When I inherited IPP and put it into IPython, I had used extensively
IDL which had a similar notion of 'commands', and I later discovered
that matlab has something similar (though I didn't know it at the
time).  These commands are separate from the main programming language
(though for IDL and matlab, they are part of the same specification
since the whole thing is produced by a single group).

The point of such a system is that it meets a number of criteria:

- the namespace where these exist is completely orthogonal to the
Python one.  In IPython, aside from the small transgression we make
with %pylab that does a few global imports, *you* manage your Python
namespaces explicitly as much as you would in normal Python code.
Sage takes a different approach and imports on the order of thousands
of names by default:
| Sage Version 4.7.1, Release Date: 2011-08-11                       |
| Type notebook() for the GUI, and license() for information.        |
sage: len(dir())

I personally don't like this.
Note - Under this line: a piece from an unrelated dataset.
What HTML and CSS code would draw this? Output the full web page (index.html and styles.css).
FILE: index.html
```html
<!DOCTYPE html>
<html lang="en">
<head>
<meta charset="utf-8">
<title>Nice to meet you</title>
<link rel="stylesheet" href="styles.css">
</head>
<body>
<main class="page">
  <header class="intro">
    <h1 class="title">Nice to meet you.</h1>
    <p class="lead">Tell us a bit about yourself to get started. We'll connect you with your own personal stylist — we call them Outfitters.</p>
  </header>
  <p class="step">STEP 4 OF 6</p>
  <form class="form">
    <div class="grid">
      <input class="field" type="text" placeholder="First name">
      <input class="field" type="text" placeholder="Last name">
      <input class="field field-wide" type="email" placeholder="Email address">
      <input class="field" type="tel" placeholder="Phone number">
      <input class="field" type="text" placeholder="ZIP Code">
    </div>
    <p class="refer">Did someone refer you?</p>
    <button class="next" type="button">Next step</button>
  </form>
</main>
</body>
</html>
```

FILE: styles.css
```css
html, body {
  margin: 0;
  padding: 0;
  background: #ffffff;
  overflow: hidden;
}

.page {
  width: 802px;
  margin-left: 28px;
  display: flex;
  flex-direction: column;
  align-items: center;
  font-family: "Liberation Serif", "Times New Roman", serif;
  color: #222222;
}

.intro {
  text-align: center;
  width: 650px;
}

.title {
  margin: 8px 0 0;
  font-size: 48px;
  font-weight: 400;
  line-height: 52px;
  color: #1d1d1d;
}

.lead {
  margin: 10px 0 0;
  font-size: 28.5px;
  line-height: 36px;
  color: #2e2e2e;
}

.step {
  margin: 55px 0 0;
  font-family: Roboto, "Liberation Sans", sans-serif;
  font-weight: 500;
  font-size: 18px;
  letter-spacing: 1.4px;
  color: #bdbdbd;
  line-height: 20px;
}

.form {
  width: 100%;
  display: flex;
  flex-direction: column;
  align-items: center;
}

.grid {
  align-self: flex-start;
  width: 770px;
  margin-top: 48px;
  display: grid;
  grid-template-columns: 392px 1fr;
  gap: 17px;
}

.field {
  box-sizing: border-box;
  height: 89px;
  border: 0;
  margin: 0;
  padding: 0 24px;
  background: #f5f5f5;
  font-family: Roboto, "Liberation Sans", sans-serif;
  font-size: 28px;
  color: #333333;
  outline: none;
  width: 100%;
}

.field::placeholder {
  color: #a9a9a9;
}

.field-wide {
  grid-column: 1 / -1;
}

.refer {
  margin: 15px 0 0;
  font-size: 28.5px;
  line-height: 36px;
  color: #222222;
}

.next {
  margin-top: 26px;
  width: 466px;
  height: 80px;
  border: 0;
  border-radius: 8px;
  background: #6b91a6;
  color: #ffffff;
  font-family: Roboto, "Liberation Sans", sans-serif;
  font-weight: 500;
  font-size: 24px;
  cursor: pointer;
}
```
For comparison, in IPython you get this
(you can choose to load more stuff, obviously, but you do so
explicitly and knowingly):

In [1]: len(dir())
Out[1]: 45

I can keep a namespace of 45 things in my head, I can't really manage
one with 2000 things.

This orthogonality is important because it lets us easily provide the
convenience of preloading all magics relevant to IPython control
without polluting the user's namespace.  This also makes it possible
to do things like doing a full reset of the user ns without impacting
the control system.

The orthogonality of the namespaces also means that extensions can be
loaded at runtime that add special functionality and new magics with
zero risk of breaking normal user code, as the namespaces will never
collide, by design.

- by being really separate objects, it's clear that they play a role
that's a bit different from that of normal code: they control IPython
itself, and they do things that go beyond the Python syntax.
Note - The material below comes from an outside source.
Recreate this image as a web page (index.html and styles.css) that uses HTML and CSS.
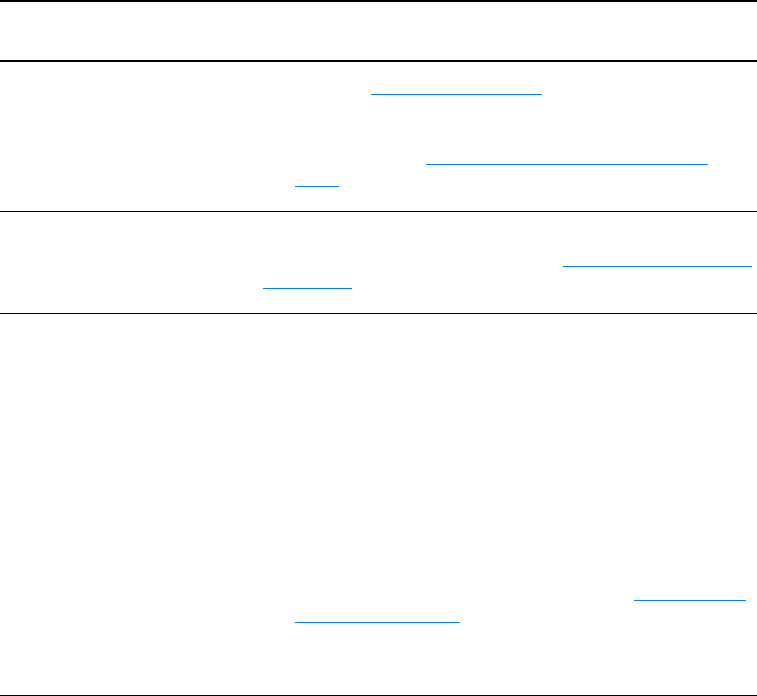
FILE: index.html
```html
<!DOCTYPE html>
<html>
<head>
<meta charset="utf-8">
<link rel="stylesheet" href="styles.css">
</head>
<body>
<div class="table">
  <div class="head"></div>
  <div class="row row1">
    <span class="ul ul1"></span>
    <span class="ul ul2"></span>
    <span class="ul ul3"></span>
  </div>
  <div class="row row2">
    <span class="ul ul4"></span>
    <span class="ul ul5"></span>
  </div>
  <div class="row row3">
    <span class="ul ul6"></span>
    <span class="ul ul7"></span>
  </div>
</div>
</body>
</html>
```
FILE: styles.css
```css
html, body {
  margin: 0;
  padding: 0;
  background: #ffffff;
  font-family: "Liberation Sans", Arial, sans-serif;
}
.table {
  width: 757px;
}
.head {
  border-top: 2px solid #000;
  border-bottom: 2px solid #000;
  height: 58px;
}
.row {
  display: flex;
  flex-direction: column;
  align-items: flex-start;
  border-bottom: 1px solid #000;
}
.ul {
  display: block;
  height: 1px;
  background: #0080ff;
}
.row1 { padding-bottom: 24px; }
.row2 { padding-bottom: 24px; }
.row3 { padding-bottom: 72px; }
.ul1 { margin: 32px 0 0 371px; width: 171px; }
.ul2 { margin: 69px 0 0 426px; width: 282px; }
.ul3 { margin: 21px 0 0 295px; width: 44px; }
.ul4 { margin: 54px 0 0 563px; width: 189px; }
.ul5 { margin: 21px 0 0 263px; width: 89px; }
.ul6 { margin: 286px 0 0 634px; width: 112px; }
.ul7 { margin: 21px 0 0 295px; width: 165px; }
```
Sage chose to create a hybrid of the python language and other things
(ints with different semantics, extended list/range syntax, different
power operator, etc).  That's perfectly OK for you guys, but we drew
the design boundaries differently.  We leave the language alone, and
introduce special cases that are always demarcated by special,
orthogonal syntax that's invalid in Python itself (modulo a few
convenience automatic transforms that can be turned off if desired and
are there just to save time for the diehards).  I am personally happy
to have chosen that route over a decade ago, and it seems that over
the year the rest of the project team has also agreed with this

- the syntax is deliberately different from a python one: not only is
it quicker and more convenient to type 'func -k args' than
'func("arg", kw=1)' when working interactively, I also very much
prefer to know that "magics are like bash, Python is like python" than
thinking that the magic system is some kind of half-way hybrid between
the two.  I find it eminently more readable as it uses two
conceptually distinct categories for which my brain already has
buckets ready, instead of creating a new special-case, bizarre blend
of the two that I wouldn't use anywhere else.

- our design makes it just as easy to unify cell/line magics if you
want.  As you can see in the docs
you can have a single function (not even a class is needed) that does
line/cell magics in one shot.  I don't find that any more complex than
your proposal.  Furthermore, we do have some very clean base classes
that let you handle the more complex cases with zero boilerplate, as
you can focus only on your own functionality and state management
(when classes are warranted) and we take care of the basics).

In summary, while you're free to prefer the design in Sage, I very
much disagree on all points and see very little chance that we'll
change ours.  If anything, the exercise of writing this down has
convinced me further that what we have is a solid piece of
architecture we shouldn't mess with.